Almost unbelievably, Collins even dared to lie about the very recent history of Krugman’s Florida election stories, claiming that Krugman made a “correction to the Web version of his column,” making it sound as though the only problem was that the correction never saw actual print. But until Sunday, the only accurate correction of Krugman’s election lie was published as a separate item on the Times’s website. If Collins is serious about corrections, she should correct her own error about this.

But then again, if Collins were serious, the whole editorial page wouldn’t be big enough for the corrections box required to capture all the Angry Left lies that are spread by the Times’s pundits. Here are a couple recent candidates from the Krugman Truth Squad member who blogs as “EU Rota”:

‐Paul Krugman on September 2: “Katrina hit five days ago … Thousands of Americans are dead or dying … “

Associated Press, October 3: “As of Friday, the state health department reported 932 deaths in Louisiana from Hurricane Katrina.”

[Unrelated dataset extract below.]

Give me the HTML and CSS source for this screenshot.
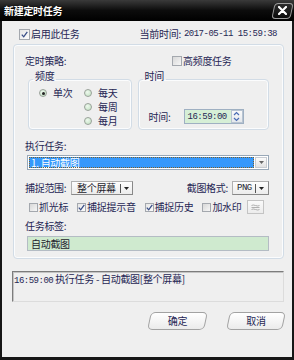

‐ Maureen Dowd on September 3: “America is once more plunged into a snake pit of anarchy, death, looting, raping, marauding thugs, suffering innocents, a shattered infrastructure, a gutted police force, insufficient troop levels and criminally negligent government planning.”

New York Times, September 29: “… the most alarming stories that coursed through the city appear to be little more than figments of frightened imaginations, the product of chaotic circumstances that included no reliable communications, and perhaps the residue of the longstanding raw relations between some police officers and members of the public.”

No doubt something more than “frightened imaginations” is at work in the Times’s accelerating incidence of egregious errors and humiliating corrections. Times reporters, columnists, and editors probably hear the ring of truth in even the most absurd errors, so long as they serve to discredit the Bush administration. As long as that bias exists, the errors will keep on happening. And if that’s the case, the best hope for truth is that the errors will be publicly corrected.

Collins’s new policy for columnist corrections is a step in the right direction. But let’s hope against hope that she really means it.